Largemouth bass behave rather similarly throughout their natural and introduced ranges. The timing and length of prespawn activities, winter movements, and other behaviors, however, vary significantly, depending on latitude and local factors.

In-Fisherman’s 10 Calendar Periods accurately categorize bass behavior by season. Understanding the Calendar Periods will help you fish with consistent success in a variety of lakes, rivers, reservoirs, pits, and ponds. Calendar Periods involve more than water temperature: Often cues also prompt shifts in behavior and location. For example, bass crowd the shallows for a prespawning feed in response to day length, surface activity, and presence of prey, as much as they do to water temperature.

Some important concepts to remember:

  • Bass respond to temperature trends more than to a particular degree on a thermometer.
  • Temperature can vary significantly from one part of a lake or reservoir to another.
  • Bass respond individually to temperature and other environmental factors.
  • Size plays a role in a fish's response to the environment.
  • Calendar Periods are triggered by a variety of events.

Let’s look at a few timely periods this season…


Postsummer Period

Water temperature: Warm but ­cooling


Fish mood: Variable

All good things must end.
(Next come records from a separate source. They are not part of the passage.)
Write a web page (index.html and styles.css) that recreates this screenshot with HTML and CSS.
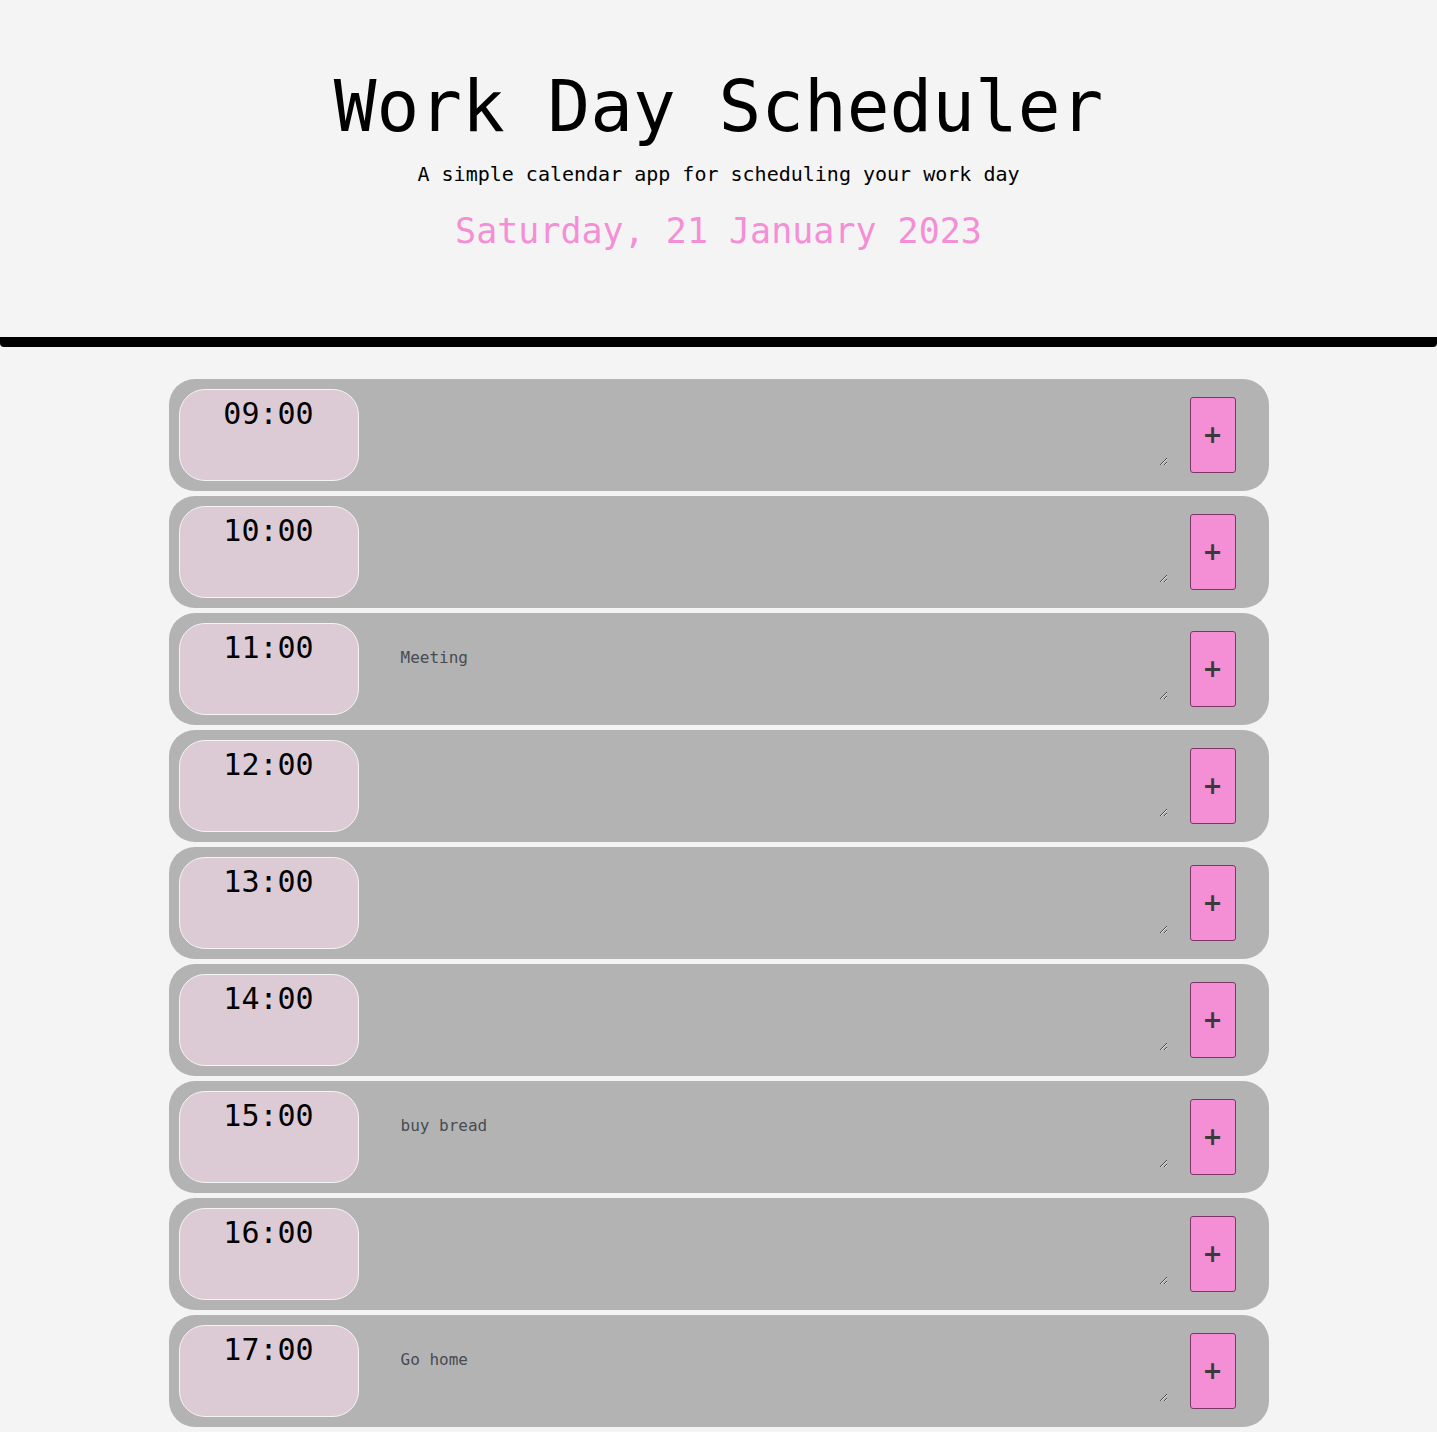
FILE: index.html
```html
<!DOCTYPE html>
<html lang="en">
<head>
<meta charset="utf-8">
<title>Work Day Scheduler</title>
<link rel="stylesheet" href="styles.css">
</head>
<body>
<header class="jumbotron">
  <h1 class="title">Work Day Scheduler</h1>
  <p class="lead">A simple calendar app for scheduling your work day</p>
  <p class="current-day">Saturday, 21 January 2023</p>
</header>
<main class="container">
  <div class="row"><div class="hour">09:00</div><textarea class="description"></textarea><button class="save-btn">+</button></div>
  <div class="row"><div class="hour">10:00</div><textarea class="description"></textarea><button class="save-btn">+</button></div>
  <div class="row"><div class="hour">11:00</div><textarea class="description">Meeting</textarea><button class="save-btn">+</button></div>
  <div class="row"><div class="hour">12:00</div><textarea class="description"></textarea><button class="save-btn">+</button></div>
  <div class="row"><div class="hour">13:00</div><textarea class="description"></textarea><button class="save-btn">+</button></div>
  <div class="row"><div class="hour">14:00</div><textarea class="description"></textarea><button class="save-btn">+</button></div>
  <div class="row"><div class="hour">15:00</div><textarea class="description">buy bread</textarea><button class="save-btn">+</button></div>
  <div class="row"><div class="hour">16:00</div><textarea class="description"></textarea><button class="save-btn">+</button></div>
  <div class="row"><div class="hour">17:00</div><textarea class="description">Go home</textarea><button class="save-btn">+</button></div>
</main>
</body>
</html>
```
FILE: styles.css
```css
html, body {
  margin: 0;
  padding: 0;
  background: #f4f4f4;
  font-family: "DejaVu Sans Mono", "Liberation Mono", monospace;
  color: #000;
}

.jumbotron {
  padding: 67px 0 86px;
  text-align: center;
  border-bottom: 10px solid #000;
  border-radius: 0 0 4px 4px;
}

.title {
  margin: 0;
  font-size: 71px;
  line-height: 80px;
  font-weight: 400;
}

.lead {
  margin: 15px 0 0;
  font-size: 20px;
  line-height: 24px;
}

.current-day {
  margin: 25px 0 0;
  font-size: 35px;
  line-height: 40px;
  color: #f48fd6;
}

.container {
  width: 1100px;
  margin: 32px auto 0;
  display: flex;
  flex-direction: column;
  gap: 5px;
  padding-bottom: 5px;
}

.row {
  display: flex;
  align-items: center;
  height: 112px;
  box-sizing: border-box;
  padding: 10px 33px 10px 10px;
  background: #b3b3b3;
  border-radius: 26px;
}

.hour {
  align-self: stretch;
  width: 180px;
  box-sizing: border-box;
  border: 1px solid #f4f4f4;
  border-radius: 26px;
  background: #dccbd4;
  text-align: center;
  font-size: 30px;
  line-height: 47px;
}

.description {
  flex: 1;
  align-self: flex-start;
  height: 70px;
  margin: 7px 22px 0 10px;
  box-sizing: border-box;
  padding: 18px 32px 16px;
  background: transparent;
  border: none;
  outline: none;
  font-family: "DejaVu Sans Mono", "Liberation Mono", monospace;
  font-size: 16px;
  line-height: 20px;
  color: #474c52;
}

.save-btn {
  width: 46px;
  height: 76px;
  padding: 0;
  background: #f48fd6;
  border: 1px solid #7b3566;
  border-radius: 3px;
  font-family: "DejaVu Sans", sans-serif;
  font-size: 24px;
  font-weight: 700;
  color: #3a3a3a;
  line-height: 1;
}
```
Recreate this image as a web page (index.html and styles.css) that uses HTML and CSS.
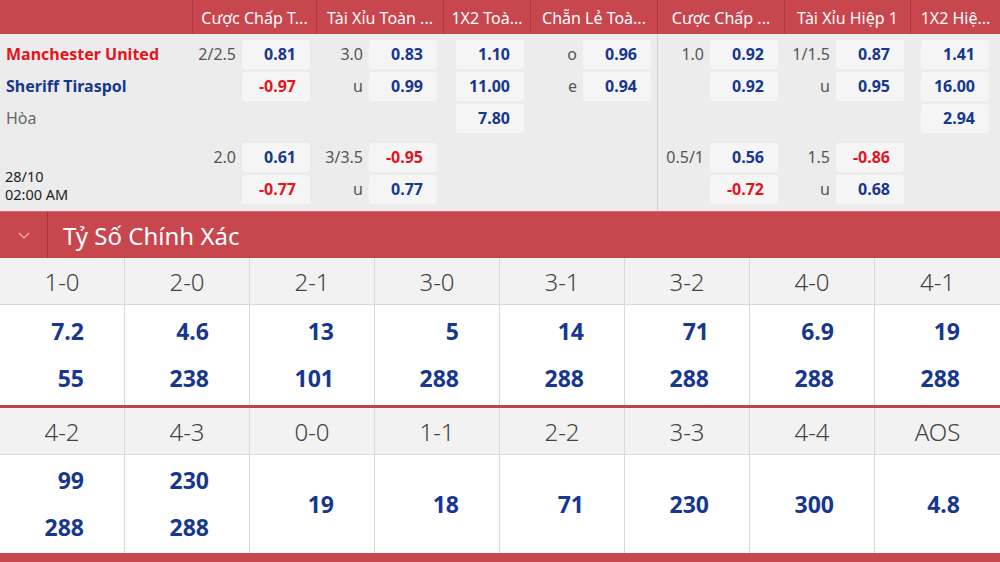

In late summer, shorter days and cooler waters shift the largemouth’s behavior yet again. In natural lakes, aquatic plants begin to die. Shallow lakes decline first; then, as water turns murkier because of wind and plankton blooms, deep weeds die, too. Bass that have held in shallow areas remain near their declining cover, gradually receding offshore to the remaining clumps of green weeds in deep water—for example, along inside turns.


In reservoirs, bass behavior also shifts. When shad schools move toward shore, largemouth often follow them. Some enter creek areas as water temperatures drop, but they leave again when the water drops into the low 50°F range.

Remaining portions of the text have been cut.